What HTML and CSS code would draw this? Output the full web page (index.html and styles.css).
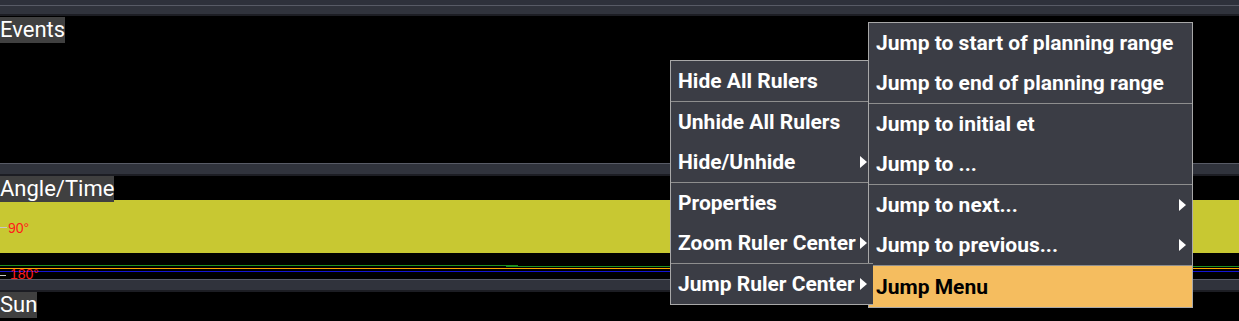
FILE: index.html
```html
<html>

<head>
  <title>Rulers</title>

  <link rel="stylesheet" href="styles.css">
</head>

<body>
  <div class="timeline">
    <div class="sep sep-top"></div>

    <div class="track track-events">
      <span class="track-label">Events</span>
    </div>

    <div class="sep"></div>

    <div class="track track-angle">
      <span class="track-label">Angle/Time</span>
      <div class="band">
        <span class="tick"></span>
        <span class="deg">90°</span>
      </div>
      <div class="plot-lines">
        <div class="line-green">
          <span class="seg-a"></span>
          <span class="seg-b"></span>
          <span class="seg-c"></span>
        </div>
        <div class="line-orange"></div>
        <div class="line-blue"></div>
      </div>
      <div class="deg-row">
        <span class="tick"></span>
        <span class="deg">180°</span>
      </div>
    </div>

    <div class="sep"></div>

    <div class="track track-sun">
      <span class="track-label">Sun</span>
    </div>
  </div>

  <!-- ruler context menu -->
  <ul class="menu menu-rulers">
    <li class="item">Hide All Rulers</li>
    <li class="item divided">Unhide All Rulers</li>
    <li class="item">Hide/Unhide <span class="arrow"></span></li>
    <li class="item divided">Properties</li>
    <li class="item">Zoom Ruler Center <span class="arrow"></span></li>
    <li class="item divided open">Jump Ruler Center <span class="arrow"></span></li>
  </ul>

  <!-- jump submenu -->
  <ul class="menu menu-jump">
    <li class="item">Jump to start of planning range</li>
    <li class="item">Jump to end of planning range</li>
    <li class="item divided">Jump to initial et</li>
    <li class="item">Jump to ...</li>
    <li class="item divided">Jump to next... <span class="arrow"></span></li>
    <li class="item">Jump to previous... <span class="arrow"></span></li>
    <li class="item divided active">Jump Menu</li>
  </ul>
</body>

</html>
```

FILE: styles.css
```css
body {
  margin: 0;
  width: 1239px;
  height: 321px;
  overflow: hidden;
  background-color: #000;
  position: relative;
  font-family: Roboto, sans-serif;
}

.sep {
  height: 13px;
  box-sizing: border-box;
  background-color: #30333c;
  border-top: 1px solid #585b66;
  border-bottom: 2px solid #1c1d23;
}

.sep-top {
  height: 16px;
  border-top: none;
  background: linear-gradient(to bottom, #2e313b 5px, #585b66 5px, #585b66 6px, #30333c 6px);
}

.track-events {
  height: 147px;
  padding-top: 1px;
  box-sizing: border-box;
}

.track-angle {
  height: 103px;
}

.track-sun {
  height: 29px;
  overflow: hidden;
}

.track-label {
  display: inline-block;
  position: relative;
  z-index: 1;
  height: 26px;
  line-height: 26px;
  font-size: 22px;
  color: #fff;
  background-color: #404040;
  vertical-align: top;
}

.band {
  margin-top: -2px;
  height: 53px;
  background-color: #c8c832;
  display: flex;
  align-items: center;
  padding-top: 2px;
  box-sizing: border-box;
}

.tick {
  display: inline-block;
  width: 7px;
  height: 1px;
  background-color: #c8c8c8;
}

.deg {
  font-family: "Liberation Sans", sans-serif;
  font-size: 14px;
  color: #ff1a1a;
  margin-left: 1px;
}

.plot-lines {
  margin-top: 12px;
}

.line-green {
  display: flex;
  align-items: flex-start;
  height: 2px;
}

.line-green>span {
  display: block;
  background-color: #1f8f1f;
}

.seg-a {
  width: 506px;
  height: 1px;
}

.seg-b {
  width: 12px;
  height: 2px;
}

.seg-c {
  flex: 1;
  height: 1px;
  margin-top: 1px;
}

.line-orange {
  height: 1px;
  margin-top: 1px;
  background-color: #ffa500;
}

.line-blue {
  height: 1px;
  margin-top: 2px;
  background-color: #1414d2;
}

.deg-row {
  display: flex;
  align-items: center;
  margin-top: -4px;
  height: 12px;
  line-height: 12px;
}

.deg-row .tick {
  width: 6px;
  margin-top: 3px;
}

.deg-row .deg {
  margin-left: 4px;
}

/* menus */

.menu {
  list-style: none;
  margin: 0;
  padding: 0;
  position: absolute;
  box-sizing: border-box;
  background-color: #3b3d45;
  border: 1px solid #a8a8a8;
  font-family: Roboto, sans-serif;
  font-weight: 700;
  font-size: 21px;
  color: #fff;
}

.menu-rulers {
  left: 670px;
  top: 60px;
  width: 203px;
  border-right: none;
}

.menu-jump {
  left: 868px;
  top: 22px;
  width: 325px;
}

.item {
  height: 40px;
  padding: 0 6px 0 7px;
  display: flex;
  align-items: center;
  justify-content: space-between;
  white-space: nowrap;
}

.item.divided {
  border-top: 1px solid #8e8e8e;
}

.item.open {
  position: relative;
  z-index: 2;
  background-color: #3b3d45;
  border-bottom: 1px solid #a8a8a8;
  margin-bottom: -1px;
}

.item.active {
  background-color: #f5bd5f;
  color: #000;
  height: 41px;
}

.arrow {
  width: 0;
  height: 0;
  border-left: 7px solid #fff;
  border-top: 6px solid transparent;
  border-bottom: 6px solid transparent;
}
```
* * *
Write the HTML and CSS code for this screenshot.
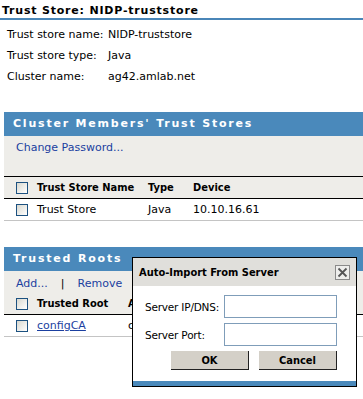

▶ What is needed
Exactly how many lines contain "styles"? State the number and nothing else.

▶ Answer in full
3